Sometimes. But you still need to check the vendor’s rights chain and whether the voice can be used in your industry, region, and campaign type. A voice “licensed for commercials” may not be licensed for political, financial, or health content.
What Singapore leaders should do next (a 30-day plan)
Answer first: You can reduce AI contract and reputation risk quickly by auditing tools, tightening clauses, and setting a simple approval workflow.
Here’s a practical 30-day plan that works for most SMEs and mid-market teams:
- Inventory every tool that can ingest audio/video/text (marketing, CX, HR, sales)
- Identify training defaults: does the vendor train on your data by default?
- Patch contracts for top 3 tools (the ones with customer-facing output)

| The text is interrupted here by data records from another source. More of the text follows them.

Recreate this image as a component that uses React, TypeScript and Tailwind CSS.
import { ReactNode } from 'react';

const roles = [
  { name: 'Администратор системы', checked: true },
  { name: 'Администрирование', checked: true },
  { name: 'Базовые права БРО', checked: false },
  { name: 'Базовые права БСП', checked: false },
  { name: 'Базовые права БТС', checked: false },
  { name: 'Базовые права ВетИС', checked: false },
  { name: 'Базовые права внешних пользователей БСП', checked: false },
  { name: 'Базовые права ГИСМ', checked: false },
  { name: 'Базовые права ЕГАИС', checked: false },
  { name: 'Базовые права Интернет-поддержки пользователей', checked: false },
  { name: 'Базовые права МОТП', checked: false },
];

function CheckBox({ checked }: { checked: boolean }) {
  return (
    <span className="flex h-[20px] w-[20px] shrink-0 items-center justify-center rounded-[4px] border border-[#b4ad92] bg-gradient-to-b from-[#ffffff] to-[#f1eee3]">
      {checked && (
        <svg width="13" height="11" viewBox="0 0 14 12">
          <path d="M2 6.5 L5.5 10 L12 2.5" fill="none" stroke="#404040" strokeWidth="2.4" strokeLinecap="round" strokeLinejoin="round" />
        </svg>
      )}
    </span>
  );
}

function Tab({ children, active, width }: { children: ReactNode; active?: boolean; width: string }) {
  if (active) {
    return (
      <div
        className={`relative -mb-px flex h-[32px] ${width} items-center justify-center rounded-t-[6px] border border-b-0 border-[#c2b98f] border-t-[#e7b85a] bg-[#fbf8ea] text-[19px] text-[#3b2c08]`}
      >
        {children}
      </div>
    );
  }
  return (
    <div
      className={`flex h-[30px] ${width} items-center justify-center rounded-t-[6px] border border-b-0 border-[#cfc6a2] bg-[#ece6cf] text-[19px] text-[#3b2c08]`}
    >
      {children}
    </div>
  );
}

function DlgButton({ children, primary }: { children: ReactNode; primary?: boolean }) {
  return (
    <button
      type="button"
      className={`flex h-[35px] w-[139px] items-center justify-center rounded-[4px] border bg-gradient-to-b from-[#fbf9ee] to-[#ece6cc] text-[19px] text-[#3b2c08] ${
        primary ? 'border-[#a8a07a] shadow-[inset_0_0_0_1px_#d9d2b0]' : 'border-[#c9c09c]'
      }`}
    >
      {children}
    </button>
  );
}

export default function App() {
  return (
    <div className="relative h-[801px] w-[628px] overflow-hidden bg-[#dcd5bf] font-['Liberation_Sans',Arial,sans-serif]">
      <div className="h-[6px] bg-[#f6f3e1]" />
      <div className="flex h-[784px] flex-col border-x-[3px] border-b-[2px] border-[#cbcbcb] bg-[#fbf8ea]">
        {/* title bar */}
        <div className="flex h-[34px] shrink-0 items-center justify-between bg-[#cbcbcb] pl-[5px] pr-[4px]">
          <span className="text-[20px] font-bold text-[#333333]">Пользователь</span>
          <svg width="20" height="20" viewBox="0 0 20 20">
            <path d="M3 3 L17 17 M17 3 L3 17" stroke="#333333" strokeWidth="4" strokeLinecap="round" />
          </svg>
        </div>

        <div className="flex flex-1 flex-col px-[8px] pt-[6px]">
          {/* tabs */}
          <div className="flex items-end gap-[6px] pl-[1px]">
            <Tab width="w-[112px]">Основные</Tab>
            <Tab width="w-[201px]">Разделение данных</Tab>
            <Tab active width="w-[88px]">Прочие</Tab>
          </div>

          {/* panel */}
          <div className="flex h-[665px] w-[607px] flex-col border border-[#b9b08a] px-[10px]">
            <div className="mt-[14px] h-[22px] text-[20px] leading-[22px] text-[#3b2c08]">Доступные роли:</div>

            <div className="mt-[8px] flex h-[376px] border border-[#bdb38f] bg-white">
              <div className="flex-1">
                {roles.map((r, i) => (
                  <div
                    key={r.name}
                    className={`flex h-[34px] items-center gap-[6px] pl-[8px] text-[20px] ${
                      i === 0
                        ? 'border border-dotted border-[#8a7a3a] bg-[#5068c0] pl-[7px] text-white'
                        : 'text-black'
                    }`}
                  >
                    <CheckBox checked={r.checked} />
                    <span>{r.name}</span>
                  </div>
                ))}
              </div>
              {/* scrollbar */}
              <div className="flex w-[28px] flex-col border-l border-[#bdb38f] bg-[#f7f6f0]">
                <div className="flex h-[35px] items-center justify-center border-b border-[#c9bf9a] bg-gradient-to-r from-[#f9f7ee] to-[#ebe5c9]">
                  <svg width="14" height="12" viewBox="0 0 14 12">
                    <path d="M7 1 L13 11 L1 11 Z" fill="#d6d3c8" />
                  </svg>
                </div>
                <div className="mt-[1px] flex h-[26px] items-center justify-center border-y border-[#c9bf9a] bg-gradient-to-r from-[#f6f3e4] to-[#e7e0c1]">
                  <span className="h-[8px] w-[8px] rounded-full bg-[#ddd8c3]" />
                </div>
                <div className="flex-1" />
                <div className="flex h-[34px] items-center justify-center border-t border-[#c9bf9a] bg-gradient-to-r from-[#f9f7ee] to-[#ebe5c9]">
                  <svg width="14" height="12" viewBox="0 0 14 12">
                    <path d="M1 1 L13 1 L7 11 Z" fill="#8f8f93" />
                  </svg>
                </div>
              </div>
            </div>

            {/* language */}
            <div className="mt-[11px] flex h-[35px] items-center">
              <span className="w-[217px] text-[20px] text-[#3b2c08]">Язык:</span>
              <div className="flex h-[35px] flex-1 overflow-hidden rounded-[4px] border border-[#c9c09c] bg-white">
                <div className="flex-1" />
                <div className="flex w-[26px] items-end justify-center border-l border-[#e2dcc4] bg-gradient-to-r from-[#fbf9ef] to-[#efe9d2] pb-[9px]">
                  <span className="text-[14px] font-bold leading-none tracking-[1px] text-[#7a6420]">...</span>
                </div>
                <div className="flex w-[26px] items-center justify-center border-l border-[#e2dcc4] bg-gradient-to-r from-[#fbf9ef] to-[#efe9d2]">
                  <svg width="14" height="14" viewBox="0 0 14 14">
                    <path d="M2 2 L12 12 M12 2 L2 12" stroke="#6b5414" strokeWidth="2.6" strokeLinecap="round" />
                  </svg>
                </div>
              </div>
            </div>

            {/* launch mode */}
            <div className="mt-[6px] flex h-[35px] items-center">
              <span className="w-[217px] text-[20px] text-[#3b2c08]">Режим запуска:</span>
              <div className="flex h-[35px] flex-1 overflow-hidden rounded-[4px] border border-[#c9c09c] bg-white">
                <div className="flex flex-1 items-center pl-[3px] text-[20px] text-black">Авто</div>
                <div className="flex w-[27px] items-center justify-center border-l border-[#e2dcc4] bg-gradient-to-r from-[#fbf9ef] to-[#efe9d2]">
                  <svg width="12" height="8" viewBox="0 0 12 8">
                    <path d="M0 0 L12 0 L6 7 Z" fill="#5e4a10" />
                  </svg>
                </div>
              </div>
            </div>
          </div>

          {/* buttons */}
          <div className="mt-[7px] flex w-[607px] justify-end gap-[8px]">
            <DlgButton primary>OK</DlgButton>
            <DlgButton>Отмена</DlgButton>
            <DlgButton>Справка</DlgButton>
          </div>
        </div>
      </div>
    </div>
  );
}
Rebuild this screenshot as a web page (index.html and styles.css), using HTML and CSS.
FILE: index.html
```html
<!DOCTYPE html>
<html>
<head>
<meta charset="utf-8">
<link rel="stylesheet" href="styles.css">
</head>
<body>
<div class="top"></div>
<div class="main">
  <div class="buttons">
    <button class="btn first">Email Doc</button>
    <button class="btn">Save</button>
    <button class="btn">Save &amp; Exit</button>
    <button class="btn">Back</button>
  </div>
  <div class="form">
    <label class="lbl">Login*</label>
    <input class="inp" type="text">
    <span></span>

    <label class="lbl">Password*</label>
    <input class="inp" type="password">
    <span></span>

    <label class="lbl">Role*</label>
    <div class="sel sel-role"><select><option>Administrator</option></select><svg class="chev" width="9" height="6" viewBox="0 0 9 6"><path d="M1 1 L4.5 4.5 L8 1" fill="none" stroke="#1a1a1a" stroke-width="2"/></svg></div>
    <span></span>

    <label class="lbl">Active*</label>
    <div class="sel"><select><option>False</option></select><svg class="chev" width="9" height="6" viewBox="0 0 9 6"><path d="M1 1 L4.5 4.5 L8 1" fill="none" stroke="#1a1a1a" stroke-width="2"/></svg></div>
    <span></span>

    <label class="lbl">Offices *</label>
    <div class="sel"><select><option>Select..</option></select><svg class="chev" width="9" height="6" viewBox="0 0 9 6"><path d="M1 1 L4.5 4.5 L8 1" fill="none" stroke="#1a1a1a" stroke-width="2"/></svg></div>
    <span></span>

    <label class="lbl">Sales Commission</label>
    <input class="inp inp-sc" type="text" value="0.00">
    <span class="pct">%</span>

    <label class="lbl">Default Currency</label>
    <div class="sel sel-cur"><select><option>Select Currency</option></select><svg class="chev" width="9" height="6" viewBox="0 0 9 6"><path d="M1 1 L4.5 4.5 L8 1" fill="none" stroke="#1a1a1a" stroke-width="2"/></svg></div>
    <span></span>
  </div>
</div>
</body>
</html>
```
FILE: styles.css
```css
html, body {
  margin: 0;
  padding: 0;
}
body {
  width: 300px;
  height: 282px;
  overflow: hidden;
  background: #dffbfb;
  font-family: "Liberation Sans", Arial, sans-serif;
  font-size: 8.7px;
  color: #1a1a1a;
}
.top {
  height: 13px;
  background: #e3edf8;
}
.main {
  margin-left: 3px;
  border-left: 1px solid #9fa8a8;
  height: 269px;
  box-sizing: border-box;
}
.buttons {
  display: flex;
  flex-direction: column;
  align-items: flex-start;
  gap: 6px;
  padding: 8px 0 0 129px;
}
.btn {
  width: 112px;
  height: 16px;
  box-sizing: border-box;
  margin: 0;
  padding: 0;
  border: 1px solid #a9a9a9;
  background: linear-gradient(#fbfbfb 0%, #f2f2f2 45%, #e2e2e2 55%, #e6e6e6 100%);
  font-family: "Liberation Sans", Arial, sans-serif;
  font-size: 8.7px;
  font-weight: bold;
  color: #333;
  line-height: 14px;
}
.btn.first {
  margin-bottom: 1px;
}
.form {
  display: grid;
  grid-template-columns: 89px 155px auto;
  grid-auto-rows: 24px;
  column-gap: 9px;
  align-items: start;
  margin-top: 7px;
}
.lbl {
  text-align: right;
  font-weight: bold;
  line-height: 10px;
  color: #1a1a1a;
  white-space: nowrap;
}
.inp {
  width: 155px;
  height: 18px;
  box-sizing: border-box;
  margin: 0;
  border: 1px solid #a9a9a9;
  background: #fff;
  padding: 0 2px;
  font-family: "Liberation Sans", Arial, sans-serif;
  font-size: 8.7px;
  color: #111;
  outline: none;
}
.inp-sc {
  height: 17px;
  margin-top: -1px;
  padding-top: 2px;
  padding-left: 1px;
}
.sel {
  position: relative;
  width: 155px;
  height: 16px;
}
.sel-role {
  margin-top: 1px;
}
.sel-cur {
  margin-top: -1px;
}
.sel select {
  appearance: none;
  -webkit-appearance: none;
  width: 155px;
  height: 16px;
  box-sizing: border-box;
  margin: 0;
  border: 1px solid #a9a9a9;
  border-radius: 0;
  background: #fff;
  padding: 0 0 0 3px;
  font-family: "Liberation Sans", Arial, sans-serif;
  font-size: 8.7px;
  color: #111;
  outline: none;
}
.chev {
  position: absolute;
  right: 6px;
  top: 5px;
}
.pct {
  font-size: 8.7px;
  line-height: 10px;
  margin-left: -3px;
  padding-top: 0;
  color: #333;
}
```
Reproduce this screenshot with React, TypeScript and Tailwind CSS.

- Create a consent template for any human voice used in campaigns
- Add an approval step for synthetic voice content (brand + legal + channel owner)
- Document a response: one internal page explaining your stance on responsible AI
A simple, strong sentence for your policy: “We don’t train models on creators’ work without explicit consent and fair compensation.”
Where this leaves the AI Business Tools Singapore conversation
The German voice actor boycott is a loud reminder that AI adoption isn’t just about capability—it’s about permission. When permission is unclear, people stop collaborating, projects stall, and customers notice.
If your Singapore business is using AI tools for marketing, media production, or customer engagement, don’t wait for a conflict to force better governance. Tighten your clauses, get consent in plain language, and treat voice data like an asset with real risk attached.
The forward-looking question worth asking internally is: If our vendor changed one clause tomorrow, would we spot it—and would we still sign?